## [Problem statement]
Copy out every line that contains "this".

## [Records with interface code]

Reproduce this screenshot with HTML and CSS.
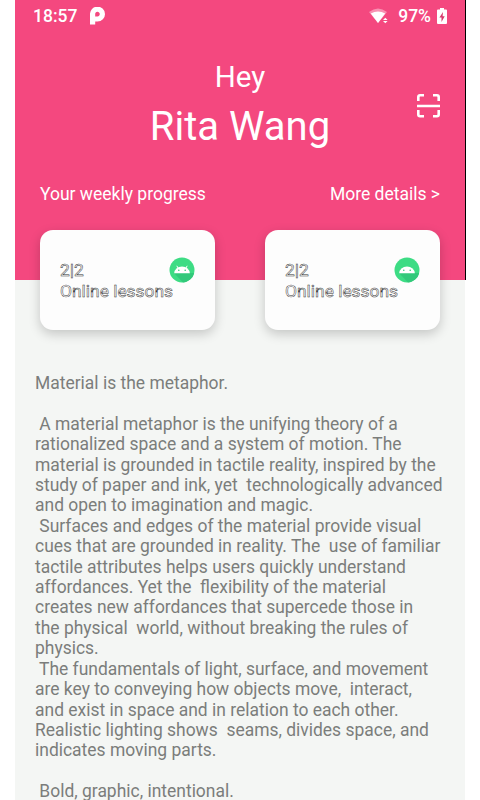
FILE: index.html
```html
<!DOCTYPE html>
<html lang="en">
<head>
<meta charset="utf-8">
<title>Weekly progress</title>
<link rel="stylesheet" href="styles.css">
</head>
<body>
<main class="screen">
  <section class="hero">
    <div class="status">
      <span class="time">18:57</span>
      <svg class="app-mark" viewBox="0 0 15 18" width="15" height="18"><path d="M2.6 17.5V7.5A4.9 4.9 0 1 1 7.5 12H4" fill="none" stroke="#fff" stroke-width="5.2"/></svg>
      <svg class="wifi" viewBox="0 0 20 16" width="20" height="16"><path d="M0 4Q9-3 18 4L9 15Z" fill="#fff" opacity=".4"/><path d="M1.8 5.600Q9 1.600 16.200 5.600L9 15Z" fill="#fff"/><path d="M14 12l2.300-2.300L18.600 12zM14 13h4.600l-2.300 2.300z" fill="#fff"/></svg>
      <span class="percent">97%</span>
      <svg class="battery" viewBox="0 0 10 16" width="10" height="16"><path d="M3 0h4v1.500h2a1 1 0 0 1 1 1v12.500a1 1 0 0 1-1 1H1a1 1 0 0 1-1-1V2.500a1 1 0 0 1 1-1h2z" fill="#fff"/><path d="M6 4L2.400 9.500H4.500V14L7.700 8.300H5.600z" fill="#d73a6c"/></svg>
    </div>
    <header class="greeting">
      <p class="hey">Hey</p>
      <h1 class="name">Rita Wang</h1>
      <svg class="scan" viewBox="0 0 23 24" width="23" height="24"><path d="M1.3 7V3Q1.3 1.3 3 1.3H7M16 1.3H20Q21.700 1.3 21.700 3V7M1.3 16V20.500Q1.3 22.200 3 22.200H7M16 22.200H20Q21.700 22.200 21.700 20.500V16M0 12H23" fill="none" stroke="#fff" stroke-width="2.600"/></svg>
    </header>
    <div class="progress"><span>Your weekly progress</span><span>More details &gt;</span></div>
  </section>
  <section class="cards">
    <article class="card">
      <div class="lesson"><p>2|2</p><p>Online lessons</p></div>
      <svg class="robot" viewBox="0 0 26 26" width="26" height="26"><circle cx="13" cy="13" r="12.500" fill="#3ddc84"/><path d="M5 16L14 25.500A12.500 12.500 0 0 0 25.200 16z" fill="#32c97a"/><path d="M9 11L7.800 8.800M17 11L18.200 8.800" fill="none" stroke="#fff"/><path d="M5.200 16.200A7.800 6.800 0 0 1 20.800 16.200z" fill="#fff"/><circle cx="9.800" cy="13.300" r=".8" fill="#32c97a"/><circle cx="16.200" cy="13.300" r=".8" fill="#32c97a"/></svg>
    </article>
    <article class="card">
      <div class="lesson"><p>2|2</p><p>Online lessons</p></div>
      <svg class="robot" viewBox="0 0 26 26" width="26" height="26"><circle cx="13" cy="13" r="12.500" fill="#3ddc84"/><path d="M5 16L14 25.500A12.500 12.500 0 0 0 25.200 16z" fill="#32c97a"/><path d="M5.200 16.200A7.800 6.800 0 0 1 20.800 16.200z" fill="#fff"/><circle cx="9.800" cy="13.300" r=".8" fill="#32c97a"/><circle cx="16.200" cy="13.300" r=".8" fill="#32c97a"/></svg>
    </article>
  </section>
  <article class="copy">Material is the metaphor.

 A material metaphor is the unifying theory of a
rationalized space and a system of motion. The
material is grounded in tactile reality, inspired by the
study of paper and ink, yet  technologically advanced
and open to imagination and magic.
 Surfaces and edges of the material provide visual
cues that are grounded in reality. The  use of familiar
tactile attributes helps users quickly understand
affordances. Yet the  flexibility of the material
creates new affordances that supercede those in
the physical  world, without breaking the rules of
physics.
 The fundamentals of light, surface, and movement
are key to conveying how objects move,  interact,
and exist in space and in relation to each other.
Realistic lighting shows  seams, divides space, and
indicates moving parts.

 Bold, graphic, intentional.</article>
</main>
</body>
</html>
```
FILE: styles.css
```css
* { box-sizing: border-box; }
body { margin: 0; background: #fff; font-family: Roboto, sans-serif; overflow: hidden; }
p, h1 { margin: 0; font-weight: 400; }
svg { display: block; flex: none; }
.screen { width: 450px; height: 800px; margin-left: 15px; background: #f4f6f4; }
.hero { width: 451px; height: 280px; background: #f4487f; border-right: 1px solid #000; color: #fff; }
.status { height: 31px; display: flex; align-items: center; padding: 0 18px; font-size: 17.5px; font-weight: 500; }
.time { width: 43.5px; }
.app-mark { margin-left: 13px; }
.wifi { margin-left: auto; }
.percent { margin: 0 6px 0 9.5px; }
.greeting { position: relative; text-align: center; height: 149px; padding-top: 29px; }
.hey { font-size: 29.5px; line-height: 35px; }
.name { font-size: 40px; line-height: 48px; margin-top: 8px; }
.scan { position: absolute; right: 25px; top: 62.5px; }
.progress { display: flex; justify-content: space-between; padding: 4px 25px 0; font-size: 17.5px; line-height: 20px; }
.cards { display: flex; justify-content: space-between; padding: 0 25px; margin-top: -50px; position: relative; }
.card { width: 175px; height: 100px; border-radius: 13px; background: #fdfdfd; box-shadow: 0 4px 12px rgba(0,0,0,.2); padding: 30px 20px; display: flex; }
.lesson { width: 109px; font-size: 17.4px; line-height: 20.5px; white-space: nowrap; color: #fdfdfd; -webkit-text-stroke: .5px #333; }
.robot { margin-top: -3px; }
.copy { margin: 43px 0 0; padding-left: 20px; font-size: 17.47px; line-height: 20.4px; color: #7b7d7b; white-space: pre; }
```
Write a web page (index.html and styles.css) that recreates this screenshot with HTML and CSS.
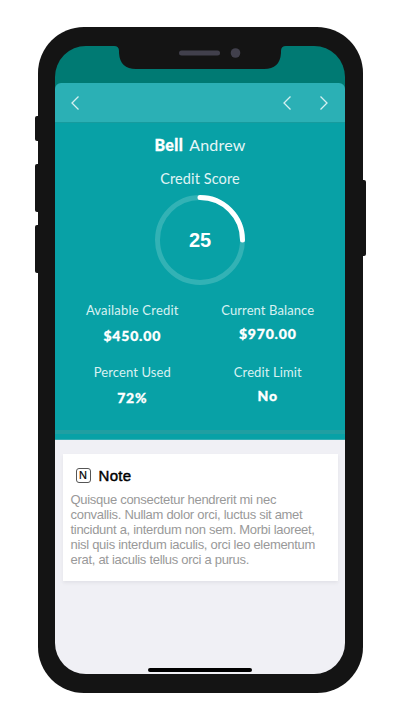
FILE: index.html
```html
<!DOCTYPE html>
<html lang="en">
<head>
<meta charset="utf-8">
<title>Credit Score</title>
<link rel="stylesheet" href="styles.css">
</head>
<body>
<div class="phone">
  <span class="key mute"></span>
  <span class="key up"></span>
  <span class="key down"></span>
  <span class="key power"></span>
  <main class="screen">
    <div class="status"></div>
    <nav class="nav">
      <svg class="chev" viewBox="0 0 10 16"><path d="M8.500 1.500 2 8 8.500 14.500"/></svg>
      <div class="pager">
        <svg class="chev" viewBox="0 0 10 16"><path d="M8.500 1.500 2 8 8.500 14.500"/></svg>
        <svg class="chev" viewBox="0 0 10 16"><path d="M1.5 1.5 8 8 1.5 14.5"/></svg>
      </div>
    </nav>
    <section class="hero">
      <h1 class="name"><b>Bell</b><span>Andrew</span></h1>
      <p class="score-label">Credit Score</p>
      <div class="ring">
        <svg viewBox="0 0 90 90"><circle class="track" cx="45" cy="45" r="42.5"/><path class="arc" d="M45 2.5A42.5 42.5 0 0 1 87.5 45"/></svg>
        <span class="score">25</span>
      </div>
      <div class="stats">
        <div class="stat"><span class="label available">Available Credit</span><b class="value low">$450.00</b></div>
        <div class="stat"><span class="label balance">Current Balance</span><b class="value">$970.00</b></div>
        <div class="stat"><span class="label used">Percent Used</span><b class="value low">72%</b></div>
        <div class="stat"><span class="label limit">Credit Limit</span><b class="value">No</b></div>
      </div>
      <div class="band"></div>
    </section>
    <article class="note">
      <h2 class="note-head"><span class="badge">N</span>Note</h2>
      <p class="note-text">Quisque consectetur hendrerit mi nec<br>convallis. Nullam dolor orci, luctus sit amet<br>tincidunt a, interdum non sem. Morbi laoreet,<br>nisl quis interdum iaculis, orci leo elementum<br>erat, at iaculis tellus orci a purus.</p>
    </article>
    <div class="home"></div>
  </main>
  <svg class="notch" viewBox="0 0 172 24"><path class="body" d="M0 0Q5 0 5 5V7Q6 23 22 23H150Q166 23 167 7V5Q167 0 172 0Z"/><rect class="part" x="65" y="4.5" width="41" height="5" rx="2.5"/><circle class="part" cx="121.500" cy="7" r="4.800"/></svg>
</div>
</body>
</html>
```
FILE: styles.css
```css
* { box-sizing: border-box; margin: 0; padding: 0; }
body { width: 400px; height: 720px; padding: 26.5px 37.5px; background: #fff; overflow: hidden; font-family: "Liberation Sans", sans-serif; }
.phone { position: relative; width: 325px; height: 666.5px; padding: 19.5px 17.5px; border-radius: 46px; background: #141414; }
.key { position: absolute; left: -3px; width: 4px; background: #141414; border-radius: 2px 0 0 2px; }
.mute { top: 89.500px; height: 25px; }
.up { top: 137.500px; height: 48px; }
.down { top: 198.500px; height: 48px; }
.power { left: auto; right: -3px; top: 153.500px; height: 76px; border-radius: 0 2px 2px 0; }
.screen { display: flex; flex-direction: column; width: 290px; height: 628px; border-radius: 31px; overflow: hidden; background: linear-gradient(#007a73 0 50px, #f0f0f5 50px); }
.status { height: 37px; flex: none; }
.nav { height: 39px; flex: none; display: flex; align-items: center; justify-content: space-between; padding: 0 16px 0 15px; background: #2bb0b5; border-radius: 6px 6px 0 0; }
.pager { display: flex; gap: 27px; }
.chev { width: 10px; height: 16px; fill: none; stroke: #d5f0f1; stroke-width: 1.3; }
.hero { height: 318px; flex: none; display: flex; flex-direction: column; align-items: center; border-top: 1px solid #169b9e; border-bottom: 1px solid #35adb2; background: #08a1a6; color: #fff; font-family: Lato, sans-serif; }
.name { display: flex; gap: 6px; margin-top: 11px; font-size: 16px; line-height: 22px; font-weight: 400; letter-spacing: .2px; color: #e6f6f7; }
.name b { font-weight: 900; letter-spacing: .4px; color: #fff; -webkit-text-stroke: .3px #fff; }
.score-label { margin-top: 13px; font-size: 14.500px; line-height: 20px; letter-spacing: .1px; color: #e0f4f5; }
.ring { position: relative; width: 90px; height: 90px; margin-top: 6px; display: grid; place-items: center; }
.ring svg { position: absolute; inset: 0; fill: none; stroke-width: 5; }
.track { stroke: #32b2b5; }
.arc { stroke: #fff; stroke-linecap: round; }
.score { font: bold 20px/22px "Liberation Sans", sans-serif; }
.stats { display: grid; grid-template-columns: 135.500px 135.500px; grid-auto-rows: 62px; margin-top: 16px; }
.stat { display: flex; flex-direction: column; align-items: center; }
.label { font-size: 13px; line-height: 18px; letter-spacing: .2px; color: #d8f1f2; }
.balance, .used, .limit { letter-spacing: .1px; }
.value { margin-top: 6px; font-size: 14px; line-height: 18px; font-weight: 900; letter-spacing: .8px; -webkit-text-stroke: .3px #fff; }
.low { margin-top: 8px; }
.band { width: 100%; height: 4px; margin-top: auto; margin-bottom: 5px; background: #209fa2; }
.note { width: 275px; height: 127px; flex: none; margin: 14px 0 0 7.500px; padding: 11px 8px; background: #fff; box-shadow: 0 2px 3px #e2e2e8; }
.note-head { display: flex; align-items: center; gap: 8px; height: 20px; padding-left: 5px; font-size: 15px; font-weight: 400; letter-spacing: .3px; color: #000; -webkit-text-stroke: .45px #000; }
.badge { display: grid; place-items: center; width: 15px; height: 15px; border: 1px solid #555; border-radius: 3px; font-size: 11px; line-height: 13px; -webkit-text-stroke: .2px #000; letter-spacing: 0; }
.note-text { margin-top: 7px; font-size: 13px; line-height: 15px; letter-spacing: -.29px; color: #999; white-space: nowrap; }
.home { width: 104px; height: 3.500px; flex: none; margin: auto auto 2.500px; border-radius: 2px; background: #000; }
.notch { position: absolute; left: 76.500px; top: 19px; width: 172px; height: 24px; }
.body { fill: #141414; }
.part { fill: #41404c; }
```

--

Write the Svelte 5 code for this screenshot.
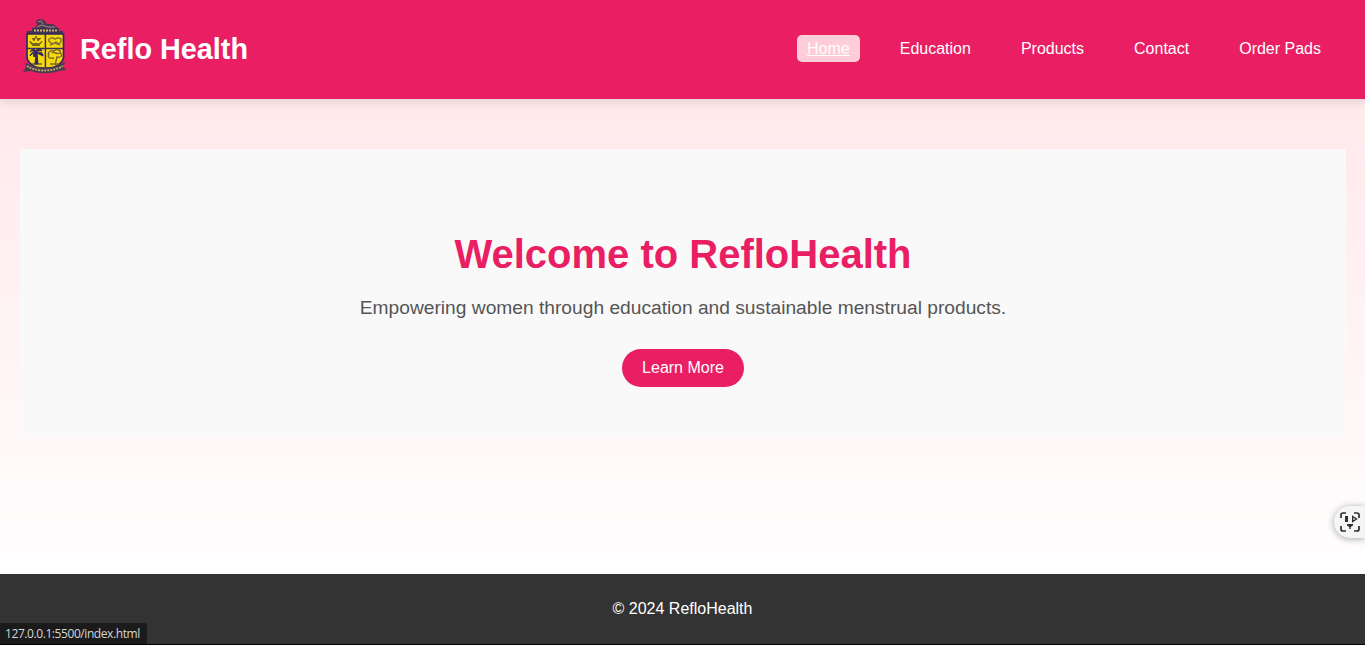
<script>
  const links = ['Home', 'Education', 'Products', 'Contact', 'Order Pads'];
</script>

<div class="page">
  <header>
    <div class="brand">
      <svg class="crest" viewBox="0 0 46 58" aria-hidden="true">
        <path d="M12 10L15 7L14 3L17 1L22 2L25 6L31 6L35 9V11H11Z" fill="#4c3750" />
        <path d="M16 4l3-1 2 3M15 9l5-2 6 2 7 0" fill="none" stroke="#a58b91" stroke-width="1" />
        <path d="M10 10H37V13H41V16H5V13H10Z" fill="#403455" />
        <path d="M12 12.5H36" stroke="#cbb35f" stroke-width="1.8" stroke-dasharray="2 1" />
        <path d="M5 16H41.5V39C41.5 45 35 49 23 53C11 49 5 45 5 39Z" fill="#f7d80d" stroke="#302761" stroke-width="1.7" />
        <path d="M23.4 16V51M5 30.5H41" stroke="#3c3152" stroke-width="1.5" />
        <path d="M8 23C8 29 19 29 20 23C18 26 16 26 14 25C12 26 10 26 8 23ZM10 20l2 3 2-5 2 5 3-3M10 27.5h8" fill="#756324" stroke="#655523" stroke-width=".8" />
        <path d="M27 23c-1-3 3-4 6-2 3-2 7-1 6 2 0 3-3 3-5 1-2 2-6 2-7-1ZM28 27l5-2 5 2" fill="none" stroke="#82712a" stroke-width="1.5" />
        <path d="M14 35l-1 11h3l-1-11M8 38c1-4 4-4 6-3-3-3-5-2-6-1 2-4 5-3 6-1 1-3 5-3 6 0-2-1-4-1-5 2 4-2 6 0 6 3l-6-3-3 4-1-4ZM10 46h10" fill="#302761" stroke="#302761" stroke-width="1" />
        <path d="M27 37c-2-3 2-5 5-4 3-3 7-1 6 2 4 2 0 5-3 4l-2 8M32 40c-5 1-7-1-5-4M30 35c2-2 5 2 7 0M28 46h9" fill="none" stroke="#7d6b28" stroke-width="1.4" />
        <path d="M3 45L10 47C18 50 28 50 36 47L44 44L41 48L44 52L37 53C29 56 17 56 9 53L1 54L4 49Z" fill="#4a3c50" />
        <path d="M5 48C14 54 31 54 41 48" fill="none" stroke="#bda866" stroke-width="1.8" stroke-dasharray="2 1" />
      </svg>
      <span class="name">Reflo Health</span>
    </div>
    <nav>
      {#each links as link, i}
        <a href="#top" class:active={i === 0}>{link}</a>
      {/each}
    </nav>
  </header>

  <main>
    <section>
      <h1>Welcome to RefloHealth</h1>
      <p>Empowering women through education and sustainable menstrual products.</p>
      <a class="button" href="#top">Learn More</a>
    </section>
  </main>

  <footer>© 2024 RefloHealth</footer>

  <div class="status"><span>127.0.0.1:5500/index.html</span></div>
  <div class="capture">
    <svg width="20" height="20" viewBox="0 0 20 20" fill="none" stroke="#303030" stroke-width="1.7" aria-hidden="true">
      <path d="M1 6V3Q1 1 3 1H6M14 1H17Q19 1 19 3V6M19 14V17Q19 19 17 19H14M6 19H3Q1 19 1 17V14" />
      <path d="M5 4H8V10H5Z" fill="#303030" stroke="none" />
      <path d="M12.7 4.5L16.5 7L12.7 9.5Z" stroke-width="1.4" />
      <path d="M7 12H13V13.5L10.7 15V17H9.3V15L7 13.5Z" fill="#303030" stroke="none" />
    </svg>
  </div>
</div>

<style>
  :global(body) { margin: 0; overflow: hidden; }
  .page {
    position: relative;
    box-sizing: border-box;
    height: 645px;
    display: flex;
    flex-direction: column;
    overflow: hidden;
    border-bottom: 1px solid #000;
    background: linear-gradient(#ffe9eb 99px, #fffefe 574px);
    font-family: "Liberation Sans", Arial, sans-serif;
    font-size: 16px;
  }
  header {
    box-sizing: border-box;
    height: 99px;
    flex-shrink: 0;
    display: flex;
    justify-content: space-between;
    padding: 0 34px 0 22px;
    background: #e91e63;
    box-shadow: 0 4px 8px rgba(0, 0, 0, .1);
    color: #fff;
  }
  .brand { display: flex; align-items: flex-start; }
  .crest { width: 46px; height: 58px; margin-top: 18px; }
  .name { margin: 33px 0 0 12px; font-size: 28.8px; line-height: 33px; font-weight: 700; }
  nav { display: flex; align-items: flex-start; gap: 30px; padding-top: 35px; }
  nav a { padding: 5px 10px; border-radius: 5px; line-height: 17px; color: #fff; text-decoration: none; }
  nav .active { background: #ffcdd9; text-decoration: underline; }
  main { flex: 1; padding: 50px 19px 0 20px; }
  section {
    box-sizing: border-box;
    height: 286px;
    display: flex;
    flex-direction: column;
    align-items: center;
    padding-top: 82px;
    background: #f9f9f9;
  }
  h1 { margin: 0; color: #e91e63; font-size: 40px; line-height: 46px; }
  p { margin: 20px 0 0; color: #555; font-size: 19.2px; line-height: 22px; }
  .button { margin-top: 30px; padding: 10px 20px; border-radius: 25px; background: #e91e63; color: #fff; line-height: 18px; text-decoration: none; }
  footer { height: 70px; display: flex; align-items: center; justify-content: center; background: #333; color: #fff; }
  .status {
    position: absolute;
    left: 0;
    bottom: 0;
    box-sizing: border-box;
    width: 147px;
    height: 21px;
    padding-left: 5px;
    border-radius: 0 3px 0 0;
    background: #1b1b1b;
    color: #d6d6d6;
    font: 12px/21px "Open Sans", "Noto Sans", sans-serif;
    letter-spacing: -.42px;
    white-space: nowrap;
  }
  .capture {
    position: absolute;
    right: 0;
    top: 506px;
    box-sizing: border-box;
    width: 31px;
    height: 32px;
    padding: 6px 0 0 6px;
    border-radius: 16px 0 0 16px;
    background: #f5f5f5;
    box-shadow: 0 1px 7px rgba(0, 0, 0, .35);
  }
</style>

## [Exercise output]
Reproduce this screenshot with HTML and CSS.
Write a web page (index.html and styles.css) that recreates this screenshot with HTML and CSS.
Write the Svelte 5 code for this screenshot.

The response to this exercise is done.